Bethesda Softworks has been locked for a long time in a legal battle against publisher Interplay and developer Masthead Studios over the upcoming (maybe?) Fallout Online MMORPG.
When Interplay sold the Fallout intellectual property to Bethesda in 2007, the two parts agreed that Interplay would still be able to develop and publish a MMORPG based on the franchise. After that, claiming that Interplay failed to meet contractual obligations, Bethesda tried unsuccessfully to halt the development of the budding game.
Earlier this month (on the 14th) Bethesda gave it another go, filing an copyright infringement lawsuit directly against Masthead, aiming for a TRO (Temporary Restraining Order) that would have prevented the developer from working further on the game . Bethesda alleged that Interplay violated the initial trademark license by sub-licensing the development of the game to another studio (while the initial trademark deal wasn’t transferable) and that Masthead is using copyrighted materials without having the right to do so, as the deal only included the Fallout name, excluding the use of any further copyrighted assets that are still property of Bethesda itself.
Masthead did not file an opposition, but the United States District Judge Honorable John F. Walter decided on the 21st to deny the TRO, ruling in favor of the defendant (that wasn’t really defending).
According to the resulting legal document the Judge determined that requesting a TRO is comparable to requesting a preliminary injunction, an extraordinary and drastic remedy that puts the burden of persuasion on the plaintiff, especially when such an injunction is requested “ex parte” (in the absence of the defendant). This means that Bethesda needed to demonstrate that it would have received irreparable damage if the development of the Fallout MMORPG was allowed to continue , and that it had no fault in creating the issue that resulted in the lawsuit.
Bethesda failed to demonstrate that it would be irreparably damaged by the continued development of the game, and was aware since February 2011 of the possible infringement to it’s copyrights.

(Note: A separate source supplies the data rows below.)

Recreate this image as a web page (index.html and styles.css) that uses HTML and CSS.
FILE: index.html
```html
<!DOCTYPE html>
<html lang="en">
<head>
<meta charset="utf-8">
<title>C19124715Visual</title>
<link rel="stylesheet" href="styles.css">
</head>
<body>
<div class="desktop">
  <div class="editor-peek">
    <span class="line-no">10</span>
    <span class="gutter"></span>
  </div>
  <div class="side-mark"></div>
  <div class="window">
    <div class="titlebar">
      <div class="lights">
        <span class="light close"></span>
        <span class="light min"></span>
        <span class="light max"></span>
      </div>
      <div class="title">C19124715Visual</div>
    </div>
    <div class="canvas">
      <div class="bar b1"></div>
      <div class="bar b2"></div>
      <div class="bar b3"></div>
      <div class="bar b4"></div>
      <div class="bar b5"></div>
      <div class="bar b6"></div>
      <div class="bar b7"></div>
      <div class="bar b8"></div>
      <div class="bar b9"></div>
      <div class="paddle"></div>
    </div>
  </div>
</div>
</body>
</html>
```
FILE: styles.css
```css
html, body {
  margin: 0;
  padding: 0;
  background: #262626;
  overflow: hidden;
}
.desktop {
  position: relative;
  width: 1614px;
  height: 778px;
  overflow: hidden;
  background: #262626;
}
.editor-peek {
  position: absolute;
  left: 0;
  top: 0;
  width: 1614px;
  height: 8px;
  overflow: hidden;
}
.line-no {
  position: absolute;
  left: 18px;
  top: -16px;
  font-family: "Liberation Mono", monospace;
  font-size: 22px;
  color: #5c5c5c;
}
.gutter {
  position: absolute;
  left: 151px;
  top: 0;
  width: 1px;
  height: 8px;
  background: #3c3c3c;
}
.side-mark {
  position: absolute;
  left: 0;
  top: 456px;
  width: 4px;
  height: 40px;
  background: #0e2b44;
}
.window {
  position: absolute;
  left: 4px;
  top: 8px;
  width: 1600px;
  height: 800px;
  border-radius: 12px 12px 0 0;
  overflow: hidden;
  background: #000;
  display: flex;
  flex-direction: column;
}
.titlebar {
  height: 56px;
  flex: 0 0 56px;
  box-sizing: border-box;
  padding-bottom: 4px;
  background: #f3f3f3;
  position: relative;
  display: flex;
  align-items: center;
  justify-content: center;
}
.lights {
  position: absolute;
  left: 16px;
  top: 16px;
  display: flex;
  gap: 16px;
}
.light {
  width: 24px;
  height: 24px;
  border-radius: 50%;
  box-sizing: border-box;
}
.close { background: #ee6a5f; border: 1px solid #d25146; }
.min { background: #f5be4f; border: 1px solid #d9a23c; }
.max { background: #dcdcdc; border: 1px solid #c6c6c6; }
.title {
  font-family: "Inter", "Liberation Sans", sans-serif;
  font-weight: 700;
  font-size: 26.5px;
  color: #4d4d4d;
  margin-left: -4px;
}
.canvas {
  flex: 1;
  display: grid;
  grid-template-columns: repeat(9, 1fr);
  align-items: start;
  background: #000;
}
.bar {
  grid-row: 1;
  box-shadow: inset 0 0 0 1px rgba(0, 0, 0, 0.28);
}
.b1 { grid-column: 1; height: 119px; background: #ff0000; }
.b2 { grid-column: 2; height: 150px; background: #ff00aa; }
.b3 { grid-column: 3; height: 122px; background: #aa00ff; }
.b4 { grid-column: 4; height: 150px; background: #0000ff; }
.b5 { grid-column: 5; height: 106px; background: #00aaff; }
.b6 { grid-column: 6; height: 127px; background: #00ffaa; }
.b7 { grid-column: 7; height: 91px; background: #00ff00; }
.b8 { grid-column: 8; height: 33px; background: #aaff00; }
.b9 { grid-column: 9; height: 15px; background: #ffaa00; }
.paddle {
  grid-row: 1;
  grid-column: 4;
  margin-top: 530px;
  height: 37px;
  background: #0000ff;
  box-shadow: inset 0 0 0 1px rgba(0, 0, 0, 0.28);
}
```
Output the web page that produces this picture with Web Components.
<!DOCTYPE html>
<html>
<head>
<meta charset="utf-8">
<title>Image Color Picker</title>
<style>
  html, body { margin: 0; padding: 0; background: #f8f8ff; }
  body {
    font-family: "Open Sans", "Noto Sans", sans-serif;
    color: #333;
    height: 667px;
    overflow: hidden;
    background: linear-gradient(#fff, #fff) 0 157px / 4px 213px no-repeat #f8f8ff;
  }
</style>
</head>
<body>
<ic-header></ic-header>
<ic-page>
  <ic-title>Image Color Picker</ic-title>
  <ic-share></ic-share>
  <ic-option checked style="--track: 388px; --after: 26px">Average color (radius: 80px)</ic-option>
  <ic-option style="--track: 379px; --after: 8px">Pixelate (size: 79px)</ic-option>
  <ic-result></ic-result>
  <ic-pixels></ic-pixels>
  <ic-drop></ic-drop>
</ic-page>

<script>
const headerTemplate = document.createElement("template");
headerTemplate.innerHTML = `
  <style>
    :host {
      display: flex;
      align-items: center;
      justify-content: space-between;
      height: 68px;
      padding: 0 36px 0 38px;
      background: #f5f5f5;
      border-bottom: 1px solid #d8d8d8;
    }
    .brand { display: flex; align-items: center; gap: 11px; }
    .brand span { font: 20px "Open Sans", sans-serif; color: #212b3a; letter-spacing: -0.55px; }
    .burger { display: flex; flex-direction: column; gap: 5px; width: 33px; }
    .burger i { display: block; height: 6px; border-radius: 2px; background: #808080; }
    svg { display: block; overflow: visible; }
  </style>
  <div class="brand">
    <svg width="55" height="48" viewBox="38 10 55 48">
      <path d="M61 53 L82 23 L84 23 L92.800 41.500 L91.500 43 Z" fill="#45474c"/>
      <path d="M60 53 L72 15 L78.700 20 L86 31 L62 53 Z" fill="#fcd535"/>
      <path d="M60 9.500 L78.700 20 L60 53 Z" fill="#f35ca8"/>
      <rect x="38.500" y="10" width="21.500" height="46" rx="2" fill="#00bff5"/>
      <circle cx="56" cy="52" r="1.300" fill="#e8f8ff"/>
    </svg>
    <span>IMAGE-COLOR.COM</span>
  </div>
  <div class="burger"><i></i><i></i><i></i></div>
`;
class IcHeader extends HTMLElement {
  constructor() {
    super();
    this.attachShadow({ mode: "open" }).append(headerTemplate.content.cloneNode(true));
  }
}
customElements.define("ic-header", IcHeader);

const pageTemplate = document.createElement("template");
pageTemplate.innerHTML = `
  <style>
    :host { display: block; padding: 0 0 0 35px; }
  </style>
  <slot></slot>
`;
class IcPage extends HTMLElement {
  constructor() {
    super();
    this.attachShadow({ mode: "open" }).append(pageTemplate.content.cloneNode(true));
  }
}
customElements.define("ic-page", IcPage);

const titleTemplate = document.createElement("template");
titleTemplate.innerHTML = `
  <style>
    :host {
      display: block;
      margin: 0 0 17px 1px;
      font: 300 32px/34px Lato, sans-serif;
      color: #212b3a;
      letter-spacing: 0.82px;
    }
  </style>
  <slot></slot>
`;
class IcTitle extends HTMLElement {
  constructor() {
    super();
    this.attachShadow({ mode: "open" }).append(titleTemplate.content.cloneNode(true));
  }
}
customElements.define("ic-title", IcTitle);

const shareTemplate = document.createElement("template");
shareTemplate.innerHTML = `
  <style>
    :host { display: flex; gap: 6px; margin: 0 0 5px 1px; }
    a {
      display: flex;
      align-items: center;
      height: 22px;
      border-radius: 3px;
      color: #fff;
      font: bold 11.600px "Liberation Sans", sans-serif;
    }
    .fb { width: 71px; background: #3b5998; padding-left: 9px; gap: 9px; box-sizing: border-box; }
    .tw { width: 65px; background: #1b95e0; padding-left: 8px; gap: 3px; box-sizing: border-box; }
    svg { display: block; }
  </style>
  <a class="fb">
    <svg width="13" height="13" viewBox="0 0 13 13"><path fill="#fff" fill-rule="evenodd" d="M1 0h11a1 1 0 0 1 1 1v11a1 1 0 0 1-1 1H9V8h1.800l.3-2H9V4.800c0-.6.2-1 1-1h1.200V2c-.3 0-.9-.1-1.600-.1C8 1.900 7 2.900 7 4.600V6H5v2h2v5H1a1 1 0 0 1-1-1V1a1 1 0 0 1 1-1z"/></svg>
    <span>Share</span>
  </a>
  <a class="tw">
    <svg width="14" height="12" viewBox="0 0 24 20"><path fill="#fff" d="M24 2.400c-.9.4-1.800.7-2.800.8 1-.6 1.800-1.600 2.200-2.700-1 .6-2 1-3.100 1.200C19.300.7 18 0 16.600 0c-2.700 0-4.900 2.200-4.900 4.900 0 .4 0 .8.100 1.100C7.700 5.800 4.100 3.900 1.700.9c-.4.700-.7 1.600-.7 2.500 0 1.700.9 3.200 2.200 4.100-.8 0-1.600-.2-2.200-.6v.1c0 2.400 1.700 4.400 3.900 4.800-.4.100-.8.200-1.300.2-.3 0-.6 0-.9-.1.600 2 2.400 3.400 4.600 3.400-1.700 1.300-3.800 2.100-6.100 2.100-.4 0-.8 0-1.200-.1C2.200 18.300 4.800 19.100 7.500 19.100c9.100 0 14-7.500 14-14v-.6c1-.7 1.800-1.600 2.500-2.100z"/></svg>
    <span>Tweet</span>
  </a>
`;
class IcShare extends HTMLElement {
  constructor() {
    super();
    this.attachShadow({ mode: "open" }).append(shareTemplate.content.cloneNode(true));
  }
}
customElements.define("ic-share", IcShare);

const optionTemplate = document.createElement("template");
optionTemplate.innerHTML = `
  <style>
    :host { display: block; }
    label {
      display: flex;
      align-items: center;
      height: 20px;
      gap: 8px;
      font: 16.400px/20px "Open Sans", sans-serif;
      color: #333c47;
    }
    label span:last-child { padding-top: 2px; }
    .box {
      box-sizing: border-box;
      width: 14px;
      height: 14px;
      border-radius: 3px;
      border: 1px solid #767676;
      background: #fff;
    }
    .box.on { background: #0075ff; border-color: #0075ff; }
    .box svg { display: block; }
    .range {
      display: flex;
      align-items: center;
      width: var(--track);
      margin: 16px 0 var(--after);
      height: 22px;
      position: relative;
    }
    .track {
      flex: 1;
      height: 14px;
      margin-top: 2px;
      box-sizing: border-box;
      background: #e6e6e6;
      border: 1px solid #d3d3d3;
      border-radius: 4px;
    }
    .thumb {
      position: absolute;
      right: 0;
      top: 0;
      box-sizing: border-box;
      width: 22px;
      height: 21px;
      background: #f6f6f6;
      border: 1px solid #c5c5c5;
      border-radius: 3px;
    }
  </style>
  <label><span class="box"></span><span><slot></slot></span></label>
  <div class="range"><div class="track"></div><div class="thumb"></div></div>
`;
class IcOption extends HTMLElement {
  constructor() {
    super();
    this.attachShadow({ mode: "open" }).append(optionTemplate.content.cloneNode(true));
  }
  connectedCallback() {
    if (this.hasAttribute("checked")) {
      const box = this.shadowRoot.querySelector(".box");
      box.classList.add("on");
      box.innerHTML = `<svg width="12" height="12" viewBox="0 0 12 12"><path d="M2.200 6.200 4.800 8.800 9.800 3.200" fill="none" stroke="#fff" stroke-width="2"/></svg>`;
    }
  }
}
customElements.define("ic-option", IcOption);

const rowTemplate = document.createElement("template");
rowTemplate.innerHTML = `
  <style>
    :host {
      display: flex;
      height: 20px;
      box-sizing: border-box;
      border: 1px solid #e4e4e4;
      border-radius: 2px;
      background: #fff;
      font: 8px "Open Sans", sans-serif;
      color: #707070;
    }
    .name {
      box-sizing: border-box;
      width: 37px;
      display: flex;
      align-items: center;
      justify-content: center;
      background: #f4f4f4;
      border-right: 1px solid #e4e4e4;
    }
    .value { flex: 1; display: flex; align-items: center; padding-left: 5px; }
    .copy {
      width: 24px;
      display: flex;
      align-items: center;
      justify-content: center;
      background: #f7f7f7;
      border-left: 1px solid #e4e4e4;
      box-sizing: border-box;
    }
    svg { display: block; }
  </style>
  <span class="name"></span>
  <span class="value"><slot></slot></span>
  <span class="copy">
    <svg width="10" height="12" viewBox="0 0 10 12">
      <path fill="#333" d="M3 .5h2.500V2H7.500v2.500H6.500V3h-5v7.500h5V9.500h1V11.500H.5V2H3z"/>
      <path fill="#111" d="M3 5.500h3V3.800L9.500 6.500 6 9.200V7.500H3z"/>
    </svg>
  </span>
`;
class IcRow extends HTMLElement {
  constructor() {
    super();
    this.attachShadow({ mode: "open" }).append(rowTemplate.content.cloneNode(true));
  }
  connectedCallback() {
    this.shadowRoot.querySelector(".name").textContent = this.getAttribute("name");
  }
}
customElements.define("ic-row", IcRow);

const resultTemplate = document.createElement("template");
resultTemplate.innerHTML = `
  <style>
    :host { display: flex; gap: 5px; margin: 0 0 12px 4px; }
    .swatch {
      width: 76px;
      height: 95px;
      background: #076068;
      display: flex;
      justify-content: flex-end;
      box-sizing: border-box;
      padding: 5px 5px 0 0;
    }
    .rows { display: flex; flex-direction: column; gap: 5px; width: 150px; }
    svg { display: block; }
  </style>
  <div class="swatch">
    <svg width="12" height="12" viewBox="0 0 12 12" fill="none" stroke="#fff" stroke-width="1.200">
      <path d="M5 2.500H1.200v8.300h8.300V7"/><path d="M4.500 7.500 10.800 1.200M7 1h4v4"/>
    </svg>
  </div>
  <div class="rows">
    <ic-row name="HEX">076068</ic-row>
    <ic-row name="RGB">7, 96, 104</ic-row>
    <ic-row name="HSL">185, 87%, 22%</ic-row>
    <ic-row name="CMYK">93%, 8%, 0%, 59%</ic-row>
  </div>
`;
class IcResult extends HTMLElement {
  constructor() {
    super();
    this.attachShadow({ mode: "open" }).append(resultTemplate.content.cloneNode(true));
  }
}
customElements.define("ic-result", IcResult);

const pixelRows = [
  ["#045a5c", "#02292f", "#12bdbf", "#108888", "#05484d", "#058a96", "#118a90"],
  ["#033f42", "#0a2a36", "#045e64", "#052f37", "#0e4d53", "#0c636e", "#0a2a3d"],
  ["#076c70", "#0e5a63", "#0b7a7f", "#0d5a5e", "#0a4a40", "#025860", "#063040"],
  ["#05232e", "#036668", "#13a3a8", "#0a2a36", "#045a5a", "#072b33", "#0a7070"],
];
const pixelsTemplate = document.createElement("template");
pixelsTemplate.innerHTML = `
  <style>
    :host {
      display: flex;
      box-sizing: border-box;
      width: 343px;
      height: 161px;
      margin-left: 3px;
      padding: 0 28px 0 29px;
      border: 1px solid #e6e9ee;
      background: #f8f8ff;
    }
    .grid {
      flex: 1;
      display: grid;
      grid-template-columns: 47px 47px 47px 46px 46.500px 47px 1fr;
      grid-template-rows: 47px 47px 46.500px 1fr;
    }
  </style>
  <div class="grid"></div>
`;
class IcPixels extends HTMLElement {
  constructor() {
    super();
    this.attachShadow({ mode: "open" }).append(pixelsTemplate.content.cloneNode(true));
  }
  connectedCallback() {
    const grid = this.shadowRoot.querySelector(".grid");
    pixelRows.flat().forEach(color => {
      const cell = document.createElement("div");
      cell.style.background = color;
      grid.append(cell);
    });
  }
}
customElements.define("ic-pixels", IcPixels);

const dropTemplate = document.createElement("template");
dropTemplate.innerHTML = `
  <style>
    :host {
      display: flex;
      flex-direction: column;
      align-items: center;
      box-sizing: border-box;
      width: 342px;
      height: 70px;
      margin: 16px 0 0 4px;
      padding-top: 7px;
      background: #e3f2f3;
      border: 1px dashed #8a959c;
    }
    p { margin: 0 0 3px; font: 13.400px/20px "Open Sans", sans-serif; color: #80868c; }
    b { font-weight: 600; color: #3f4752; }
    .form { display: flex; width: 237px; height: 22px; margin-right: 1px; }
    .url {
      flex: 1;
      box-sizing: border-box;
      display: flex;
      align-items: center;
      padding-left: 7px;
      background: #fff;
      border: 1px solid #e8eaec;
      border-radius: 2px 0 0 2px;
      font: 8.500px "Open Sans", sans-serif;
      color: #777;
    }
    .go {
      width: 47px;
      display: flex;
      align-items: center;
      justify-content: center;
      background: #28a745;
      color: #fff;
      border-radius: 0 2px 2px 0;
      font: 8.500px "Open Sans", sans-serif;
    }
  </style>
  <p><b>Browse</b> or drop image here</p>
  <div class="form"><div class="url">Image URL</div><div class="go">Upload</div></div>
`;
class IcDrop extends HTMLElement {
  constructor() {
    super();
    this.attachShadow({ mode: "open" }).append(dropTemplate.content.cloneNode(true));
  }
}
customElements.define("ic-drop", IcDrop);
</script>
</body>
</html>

Failing to immediately sue for copyright infringement then, means that Bethesda is (according to the Copyright law) partly at fault for not defending it’s intellectual property in a timely manner (this is why corporate lawyers, including Bethesda’s, are normally so fast at suing as soon as they notice a potential copyright or trademark infringment, as it happened with Minecraft’s developer Mojang, with the current law system it’s better be safe than sorry).
Due to that the judge denied the TRO requested against Masthead, that will, for now, be able to continue to work on Fallout Online. I say “for now”, because the legal battle seems to be far from near it’s conclusion and, as evidenced by the ruling itself, Bethesda still has plenty legal tools to try and stop the development of the MMORPG before it releases.